**WHAT THE TASK ASKS**
Quote every line below exactly and skip any picture.

** BEGIN **

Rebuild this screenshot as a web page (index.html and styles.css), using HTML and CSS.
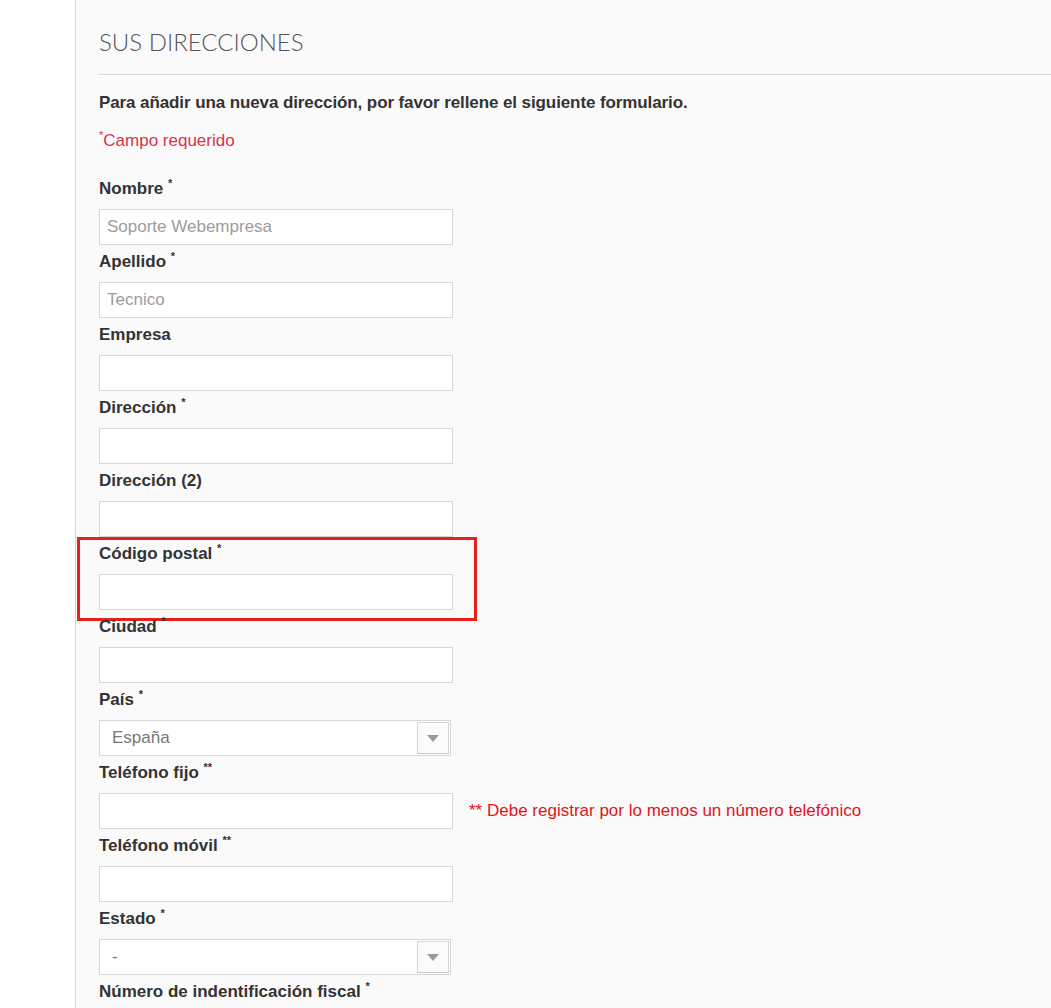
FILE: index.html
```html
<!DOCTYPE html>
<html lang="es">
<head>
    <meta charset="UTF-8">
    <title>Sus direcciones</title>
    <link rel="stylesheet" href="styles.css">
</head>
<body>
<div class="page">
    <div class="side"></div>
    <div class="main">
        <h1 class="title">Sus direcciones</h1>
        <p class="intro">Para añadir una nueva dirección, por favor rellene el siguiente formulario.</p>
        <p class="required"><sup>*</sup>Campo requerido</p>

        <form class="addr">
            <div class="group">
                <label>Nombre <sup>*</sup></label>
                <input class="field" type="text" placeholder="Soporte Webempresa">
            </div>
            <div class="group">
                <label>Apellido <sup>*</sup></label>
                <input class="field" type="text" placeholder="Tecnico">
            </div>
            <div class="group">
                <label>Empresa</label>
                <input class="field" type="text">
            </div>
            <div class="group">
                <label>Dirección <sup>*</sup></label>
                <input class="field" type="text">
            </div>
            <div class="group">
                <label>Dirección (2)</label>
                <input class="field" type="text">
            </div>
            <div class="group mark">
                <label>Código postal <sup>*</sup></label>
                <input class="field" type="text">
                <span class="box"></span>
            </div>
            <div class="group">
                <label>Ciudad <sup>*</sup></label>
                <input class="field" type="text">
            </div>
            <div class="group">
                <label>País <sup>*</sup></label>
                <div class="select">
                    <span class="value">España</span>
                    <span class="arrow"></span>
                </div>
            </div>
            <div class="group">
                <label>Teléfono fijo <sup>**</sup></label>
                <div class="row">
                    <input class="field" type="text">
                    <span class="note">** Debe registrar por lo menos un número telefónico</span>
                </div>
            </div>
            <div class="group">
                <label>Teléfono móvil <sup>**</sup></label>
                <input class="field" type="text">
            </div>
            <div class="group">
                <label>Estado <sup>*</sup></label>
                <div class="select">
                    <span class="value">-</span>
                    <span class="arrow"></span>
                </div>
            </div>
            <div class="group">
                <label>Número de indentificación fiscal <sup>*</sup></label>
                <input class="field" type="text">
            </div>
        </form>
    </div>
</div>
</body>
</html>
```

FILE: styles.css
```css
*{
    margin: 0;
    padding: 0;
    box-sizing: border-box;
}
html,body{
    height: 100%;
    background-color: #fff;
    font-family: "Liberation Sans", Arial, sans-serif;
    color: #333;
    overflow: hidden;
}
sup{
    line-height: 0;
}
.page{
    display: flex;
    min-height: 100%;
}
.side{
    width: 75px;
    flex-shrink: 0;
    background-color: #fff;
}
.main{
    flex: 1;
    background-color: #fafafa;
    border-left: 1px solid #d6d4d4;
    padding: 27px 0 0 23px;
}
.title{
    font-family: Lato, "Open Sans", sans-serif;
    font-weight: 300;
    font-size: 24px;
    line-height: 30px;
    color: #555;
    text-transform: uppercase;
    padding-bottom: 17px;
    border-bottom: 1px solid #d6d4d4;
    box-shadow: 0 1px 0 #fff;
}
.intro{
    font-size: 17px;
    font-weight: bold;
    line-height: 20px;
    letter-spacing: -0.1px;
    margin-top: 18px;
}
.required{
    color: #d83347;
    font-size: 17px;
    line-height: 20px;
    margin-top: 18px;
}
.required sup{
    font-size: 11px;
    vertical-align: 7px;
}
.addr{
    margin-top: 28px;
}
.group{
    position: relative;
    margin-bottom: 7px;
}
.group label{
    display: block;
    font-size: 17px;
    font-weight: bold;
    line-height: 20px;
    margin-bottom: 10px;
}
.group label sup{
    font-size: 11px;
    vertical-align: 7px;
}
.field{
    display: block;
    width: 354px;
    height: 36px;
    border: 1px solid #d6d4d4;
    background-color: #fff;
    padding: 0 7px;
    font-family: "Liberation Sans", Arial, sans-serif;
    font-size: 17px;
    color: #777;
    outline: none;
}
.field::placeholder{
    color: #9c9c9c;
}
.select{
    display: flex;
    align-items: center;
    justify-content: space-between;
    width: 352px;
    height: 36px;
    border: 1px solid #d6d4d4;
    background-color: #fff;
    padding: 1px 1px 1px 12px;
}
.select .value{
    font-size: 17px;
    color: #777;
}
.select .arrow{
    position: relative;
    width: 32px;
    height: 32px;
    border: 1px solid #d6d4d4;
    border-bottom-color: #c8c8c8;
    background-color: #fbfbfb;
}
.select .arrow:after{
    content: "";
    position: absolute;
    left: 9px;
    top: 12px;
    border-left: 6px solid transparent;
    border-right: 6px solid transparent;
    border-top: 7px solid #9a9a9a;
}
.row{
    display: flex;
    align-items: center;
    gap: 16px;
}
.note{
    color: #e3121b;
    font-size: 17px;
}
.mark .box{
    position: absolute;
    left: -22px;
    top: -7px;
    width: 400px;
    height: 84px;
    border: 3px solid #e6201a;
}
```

** END **

**THE SOLUTION**
Rebuild this screenshot as a web page (index.html and styles.css), using HTML and CSS.
FILE: index.html
```html
<!DOCTYPE html>
<html lang="es">
<head>
    <meta charset="UTF-8">
    <title>Sus direcciones</title>
    <link rel="stylesheet" href="styles.css">
</head>
<body>
<div class="page">
    <div class="side"></div>
    <div class="main">
        <h1 class="title">Sus direcciones</h1>
        <p class="intro">Para añadir una nueva dirección, por favor rellene el siguiente formulario.</p>
        <p class="required"><sup>*</sup>Campo requerido</p>

        <form class="addr">
            <div class="group">
                <label>Nombre <sup>*</sup></label>
                <input class="field" type="text" placeholder="Soporte Webempresa">
            </div>
            <div class="group">
                <label>Apellido <sup>*</sup></label>
                <input class="field" type="text" placeholder="Tecnico">
            </div>
            <div class="group">
                <label>Empresa</label>
                <input class="field" type="text">
            </div>
            <div class="group">
                <label>Dirección <sup>*</sup></label>
                <input class="field" type="text">
            </div>
            <div class="group">
                <label>Dirección (2)</label>
                <input class="field" type="text">
            </div>
            <div class="group mark">
                <label>Código postal <sup>*</sup></label>
                <input class="field" type="text">
                <span class="box"></span>
            </div>
            <div class="group">
                <label>Ciudad <sup>*</sup></label>
                <input class="field" type="text">
            </div>
            <div class="group">
                <label>País <sup>*</sup></label>
                <div class="select">
                    <span class="value">España</span>
                    <span class="arrow"></span>
                </div>
            </div>
            <div class="group">
                <label>Teléfono fijo <sup>**</sup></label>
                <div class="row">
                    <input class="field" type="text">
                    <span class="note">** Debe registrar por lo menos un número telefónico</span>
                </div>
            </div>
            <div class="group">
                <label>Teléfono móvil <sup>**</sup></label>
                <input class="field" type="text">
            </div>
            <div class="group">
                <label>Estado <sup>*</sup></label>
                <div class="select">
                    <span class="value">-</span>
                    <span class="arrow"></span>
                </div>
            </div>
            <div class="group">
                <label>Número de indentificación fiscal <sup>*</sup></label>
                <input class="field" type="text">
            </div>
        </form>
    </div>
</div>
</body>
</html>
```

FILE: styles.css
```css
*{
    margin: 0;
    padding: 0;
    box-sizing: border-box;
}
html,body{
    height: 100%;
    background-color: #fff;
    font-family: "Liberation Sans", Arial, sans-serif;
    color: #333;
    overflow: hidden;
}
sup{
    line-height: 0;
}
.page{
    display: flex;
    min-height: 100%;
}
.side{
    width: 75px;
    flex-shrink: 0;
    background-color: #fff;
}
.main{
    flex: 1;
    background-color: #fafafa;
    border-left: 1px solid #d6d4d4;
    padding: 27px 0 0 23px;
}
.title{
    font-family: Lato, "Open Sans", sans-serif;
    font-weight: 300;
    font-size: 24px;
    line-height: 30px;
    color: #555;
    text-transform: uppercase;
    padding-bottom: 17px;
    border-bottom: 1px solid #d6d4d4;
    box-shadow: 0 1px 0 #fff;
}
.intro{
    font-size: 17px;
    font-weight: bold;
    line-height: 20px;
    letter-spacing: -0.1px;
    margin-top: 18px;
}
.required{
    color: #d83347;
    font-size: 17px;
    line-height: 20px;
    margin-top: 18px;
}
.required sup{
    font-size: 11px;
    vertical-align: 7px;
}
.addr{
    margin-top: 28px;
}
.group{
    position: relative;
    margin-bottom: 7px;
}
.group label{
    display: block;
    font-size: 17px;
    font-weight: bold;
    line-height: 20px;
    margin-bottom: 10px;
}
.group label sup{
    font-size: 11px;
    vertical-align: 7px;
}
.field{
    display: block;
    width: 354px;
    height: 36px;
    border: 1px solid #d6d4d4;
    background-color: #fff;
    padding: 0 7px;
    font-family: "Liberation Sans", Arial, sans-serif;
    font-size: 17px;
    color: #777;
    outline: none;
}
.field::placeholder{
    color: #9c9c9c;
}
.select{
    display: flex;
    align-items: center;
    justify-content: space-between;
    width: 352px;
    height: 36px;
    border: 1px solid #d6d4d4;
    background-color: #fff;
    padding: 1px 1px 1px 12px;
}
.select .value{
    font-size: 17px;
    color: #777;
}
.select .arrow{
    position: relative;
    width: 32px;
    height: 32px;
    border: 1px solid #d6d4d4;
    border-bottom-color: #c8c8c8;
    background-color: #fbfbfb;
}
.select .arrow:after{
    content: "";
    position: absolute;
    left: 9px;
    top: 12px;
    border-left: 6px solid transparent;
    border-right: 6px solid transparent;
    border-top: 7px solid #9a9a9a;
}
.row{
    display: flex;
    align-items: center;
    gap: 16px;
}
.note{
    color: #e3121b;
    font-size: 17px;
}
.mark .box{
    position: absolute;
    left: -22px;
    top: -7px;
    width: 400px;
    height: 84px;
    border: 3px solid #e6201a;
}
```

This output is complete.